We’ll be heading out for our run shortly, and I’m going to eat well today and limit the booze to a glass of wine or two. I guess I’m just wondering how to maintain balance. If I say no to everything, I’ll become resentful and I’ll be more likely to cheat/fail/get off track/whatever I should call that. I want to be gentle with myself, to nourish myself, and to take pleasure in that. I want to think of exercising, eating well, and getting lots of sleep in the same way I think of shopping sprees, mimosas, and pizza delivery. I suppose a lot of this is just the ongoing process of growing up, maturing, living and learning. A lot of it is retraining my brain and remembering what I want the most. Delayed gratification. But then I know it’s important to also give myself a break now and then. The trick is maybe not too much of a break? Or find a non-self-destructive break?
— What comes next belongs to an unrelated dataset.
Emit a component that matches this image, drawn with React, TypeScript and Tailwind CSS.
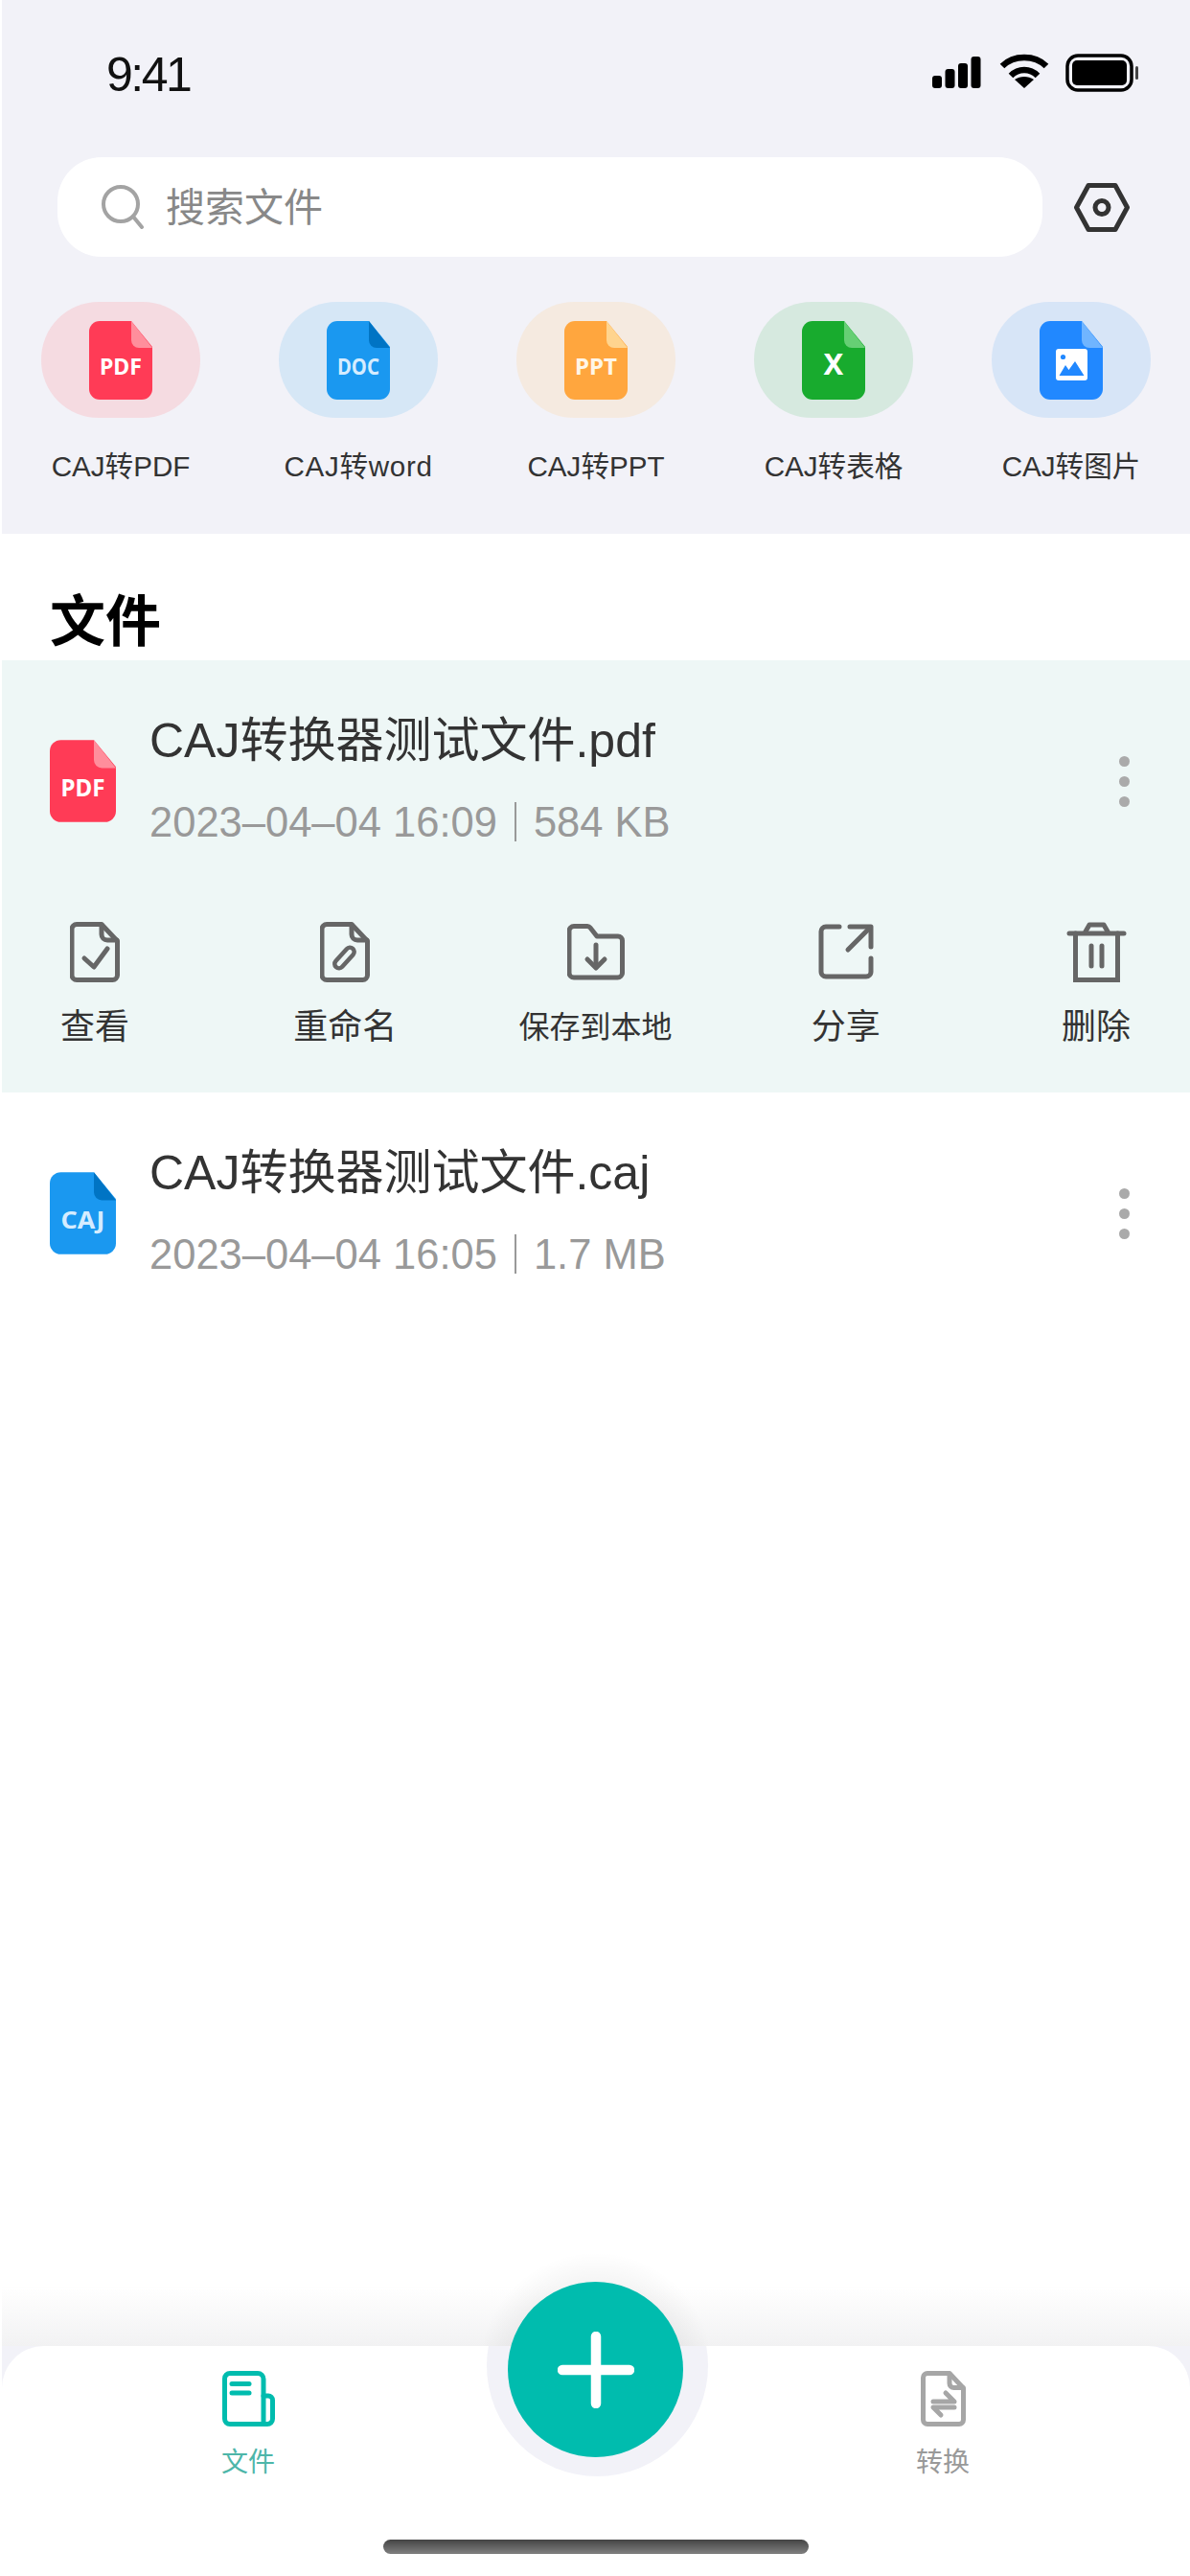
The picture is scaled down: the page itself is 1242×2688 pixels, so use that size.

I don’t have the answer right now, but I’m glad I’m aware of this and can start working towards a solution. I hope that owning my burnout is the right first step. Looking back, I definitely hit a wall when making changes, and I’m pretty sure this isn’t unique to me. Something to think about during my long run today 🙂

Getting Into the Details: Resolution #1

1. Do a handstand.

I have always wanted to do a cartwheel, a backbend, a handstand. My little sister was a gymnast, so these things were effortless to her. I, on the other hand, was remarkably unathletic, so after a couple of attempts as a child, I never tried again. Since I turned 30, I’ve had an on-and-off relationship with running and working out. The last year is probably the most serious I’ve taken my fitness. I trained for a half-marathon, but ended up running a 15k race instead because those last few training miles were beyond miserable. I’ve done a lot of hiking and trail running, and a  little bit of rock climbing. I’ve tried hot yoga and HIIT, but have found that I kind of enjoy using weights at the gym more than anything. Most importantly, I’ve come to realize I can actually set fitness goals for myself and achieve them.

So when enviously looking at all the yoga practioners in my Instagram feed, it came to me: I can do a handstand too! I just need to work at it. I found a straightforward guide from Chris Salvato that tackles all my fears (I’m too weak! I’ll fall over!) and offers a 28-day training program. I’ve started by adding one-minute planks to my ab days. No, I won’t have this accomplished in 28 days, because I have a lot of shoulder and wrist strength to build first. But I’m actually taking steps to do it! This is a Big Deal for me. It’s honestly barely even occurred to me, throughout my life, to set goals and then work towards reaching those goals. I know for most people it’s a No Duh kind of thing; I have no idea what took me so long. The important thing is that I’m doing it now, right?